* _TASK GOAL_
Make an exact copy of the lines, leaving the pictures out.

# start of SUPPLIED MATERIAL

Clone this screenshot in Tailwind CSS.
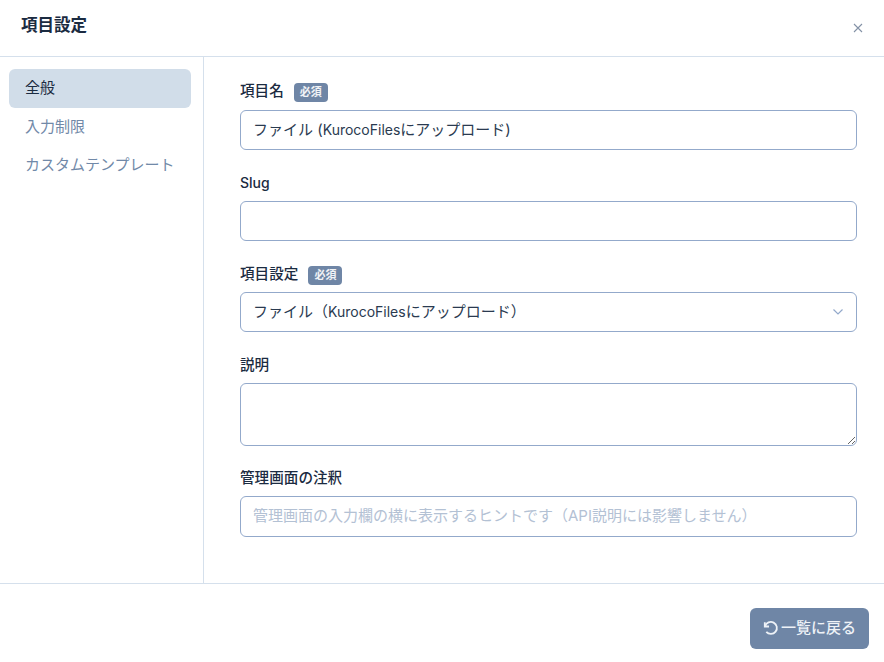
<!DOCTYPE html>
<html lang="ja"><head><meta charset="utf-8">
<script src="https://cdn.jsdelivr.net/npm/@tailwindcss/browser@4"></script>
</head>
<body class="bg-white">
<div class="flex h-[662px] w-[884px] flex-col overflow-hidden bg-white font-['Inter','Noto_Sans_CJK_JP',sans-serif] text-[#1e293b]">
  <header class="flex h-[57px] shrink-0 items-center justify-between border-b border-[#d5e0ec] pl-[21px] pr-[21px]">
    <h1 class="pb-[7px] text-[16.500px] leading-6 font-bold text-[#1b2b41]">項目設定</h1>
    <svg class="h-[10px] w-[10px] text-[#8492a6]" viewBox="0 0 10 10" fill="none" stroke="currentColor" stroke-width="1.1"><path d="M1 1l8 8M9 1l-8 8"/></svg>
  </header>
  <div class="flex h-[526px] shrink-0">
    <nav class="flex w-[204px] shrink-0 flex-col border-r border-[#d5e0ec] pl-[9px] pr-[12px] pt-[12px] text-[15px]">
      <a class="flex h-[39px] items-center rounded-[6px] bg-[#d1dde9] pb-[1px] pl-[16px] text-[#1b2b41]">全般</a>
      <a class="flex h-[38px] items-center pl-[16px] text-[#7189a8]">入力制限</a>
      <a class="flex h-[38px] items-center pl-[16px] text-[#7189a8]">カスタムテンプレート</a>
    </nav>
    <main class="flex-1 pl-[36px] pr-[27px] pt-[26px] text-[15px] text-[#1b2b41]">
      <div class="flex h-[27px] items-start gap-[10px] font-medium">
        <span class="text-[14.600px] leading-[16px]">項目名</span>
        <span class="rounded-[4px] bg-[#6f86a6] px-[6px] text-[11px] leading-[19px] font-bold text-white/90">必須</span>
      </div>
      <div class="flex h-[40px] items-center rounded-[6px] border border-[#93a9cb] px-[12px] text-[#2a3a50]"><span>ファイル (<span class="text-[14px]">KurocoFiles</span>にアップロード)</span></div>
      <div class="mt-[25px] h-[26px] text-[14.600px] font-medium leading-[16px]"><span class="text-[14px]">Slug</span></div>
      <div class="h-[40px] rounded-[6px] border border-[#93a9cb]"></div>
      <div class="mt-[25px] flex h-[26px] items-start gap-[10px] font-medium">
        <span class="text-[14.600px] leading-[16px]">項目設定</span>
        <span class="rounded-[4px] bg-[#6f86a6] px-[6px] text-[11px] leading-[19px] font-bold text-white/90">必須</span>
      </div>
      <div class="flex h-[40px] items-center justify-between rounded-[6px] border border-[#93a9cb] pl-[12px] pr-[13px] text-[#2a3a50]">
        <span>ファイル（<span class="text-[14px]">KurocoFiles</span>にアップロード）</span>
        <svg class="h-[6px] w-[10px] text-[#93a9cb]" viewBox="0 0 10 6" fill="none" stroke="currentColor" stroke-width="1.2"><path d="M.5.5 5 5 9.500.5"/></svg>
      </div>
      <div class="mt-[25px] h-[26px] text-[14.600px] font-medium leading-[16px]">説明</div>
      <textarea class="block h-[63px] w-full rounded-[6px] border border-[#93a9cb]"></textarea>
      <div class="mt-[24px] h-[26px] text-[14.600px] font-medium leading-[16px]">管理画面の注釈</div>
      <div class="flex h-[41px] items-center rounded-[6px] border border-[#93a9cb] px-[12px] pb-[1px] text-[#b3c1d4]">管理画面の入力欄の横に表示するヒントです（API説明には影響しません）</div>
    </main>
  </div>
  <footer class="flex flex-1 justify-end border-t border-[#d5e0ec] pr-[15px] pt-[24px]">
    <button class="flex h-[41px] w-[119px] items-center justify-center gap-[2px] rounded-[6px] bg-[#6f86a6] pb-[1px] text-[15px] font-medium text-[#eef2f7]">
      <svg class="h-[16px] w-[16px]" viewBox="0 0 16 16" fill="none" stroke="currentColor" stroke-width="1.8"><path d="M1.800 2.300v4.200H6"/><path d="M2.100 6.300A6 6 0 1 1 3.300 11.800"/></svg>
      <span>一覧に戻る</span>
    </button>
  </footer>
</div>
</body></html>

# end of SUPPLIED MATERIAL

* _SOLUTION FOR THIS EXERCISE_
Clone this screenshot in Tailwind CSS.
<!DOCTYPE html>
<html lang="ja"><head><meta charset="utf-8">
<script src="https://cdn.jsdelivr.net/npm/@tailwindcss/browser@4"></script>
</head>
<body class="bg-white">
<div class="flex h-[662px] w-[884px] flex-col overflow-hidden bg-white font-['Inter','Noto_Sans_CJK_JP',sans-serif] text-[#1e293b]">
  <header class="flex h-[57px] shrink-0 items-center justify-between border-b border-[#d5e0ec] pl-[21px] pr-[21px]">
    <h1 class="pb-[7px] text-[16.500px] leading-6 font-bold text-[#1b2b41]">項目設定</h1>
    <svg class="h-[10px] w-[10px] text-[#8492a6]" viewBox="0 0 10 10" fill="none" stroke="currentColor" stroke-width="1.1"><path d="M1 1l8 8M9 1l-8 8"/></svg>
  </header>
  <div class="flex h-[526px] shrink-0">
    <nav class="flex w-[204px] shrink-0 flex-col border-r border-[#d5e0ec] pl-[9px] pr-[12px] pt-[12px] text-[15px]">
      <a class="flex h-[39px] items-center rounded-[6px] bg-[#d1dde9] pb-[1px] pl-[16px] text-[#1b2b41]">全般</a>
      <a class="flex h-[38px] items-center pl-[16px] text-[#7189a8]">入力制限</a>
      <a class="flex h-[38px] items-center pl-[16px] text-[#7189a8]">カスタムテンプレート</a>
    </nav>
    <main class="flex-1 pl-[36px] pr-[27px] pt-[26px] text-[15px] text-[#1b2b41]">
      <div class="flex h-[27px] items-start gap-[10px] font-medium">
        <span class="text-[14.600px] leading-[16px]">項目名</span>
        <span class="rounded-[4px] bg-[#6f86a6] px-[6px] text-[11px] leading-[19px] font-bold text-white/90">必須</span>
      </div>
      <div class="flex h-[40px] items-center rounded-[6px] border border-[#93a9cb] px-[12px] text-[#2a3a50]"><span>ファイル (<span class="text-[14px]">KurocoFiles</span>にアップロード)</span></div>
      <div class="mt-[25px] h-[26px] text-[14.600px] font-medium leading-[16px]"><span class="text-[14px]">Slug</span></div>
      <div class="h-[40px] rounded-[6px] border border-[#93a9cb]"></div>
      <div class="mt-[25px] flex h-[26px] items-start gap-[10px] font-medium">
        <span class="text-[14.600px] leading-[16px]">項目設定</span>
        <span class="rounded-[4px] bg-[#6f86a6] px-[6px] text-[11px] leading-[19px] font-bold text-white/90">必須</span>
      </div>
      <div class="flex h-[40px] items-center justify-between rounded-[6px] border border-[#93a9cb] pl-[12px] pr-[13px] text-[#2a3a50]">
        <span>ファイル（<span class="text-[14px]">KurocoFiles</span>にアップロード）</span>
        <svg class="h-[6px] w-[10px] text-[#93a9cb]" viewBox="0 0 10 6" fill="none" stroke="currentColor" stroke-width="1.2"><path d="M.5.5 5 5 9.500.5"/></svg>
      </div>
      <div class="mt-[25px] h-[26px] text-[14.600px] font-medium leading-[16px]">説明</div>
      <textarea class="block h-[63px] w-full rounded-[6px] border border-[#93a9cb]"></textarea>
      <div class="mt-[24px] h-[26px] text-[14.600px] font-medium leading-[16px]">管理画面の注釈</div>
      <div class="flex h-[41px] items-center rounded-[6px] border border-[#93a9cb] px-[12px] pb-[1px] text-[#b3c1d4]">管理画面の入力欄の横に表示するヒントです（API説明には影響しません）</div>
    </main>
  </div>
  <footer class="flex flex-1 justify-end border-t border-[#d5e0ec] pr-[15px] pt-[24px]">
    <button class="flex h-[41px] w-[119px] items-center justify-center gap-[2px] rounded-[6px] bg-[#6f86a6] pb-[1px] text-[15px] font-medium text-[#eef2f7]">
      <svg class="h-[16px] w-[16px]" viewBox="0 0 16 16" fill="none" stroke="currentColor" stroke-width="1.8"><path d="M1.800 2.300v4.200H6"/><path d="M2.100 6.300A6 6 0 1 1 3.300 11.800"/></svg>
      <span>一覧に戻る</span>
    </button>
  </footer>
</div>
</body></html>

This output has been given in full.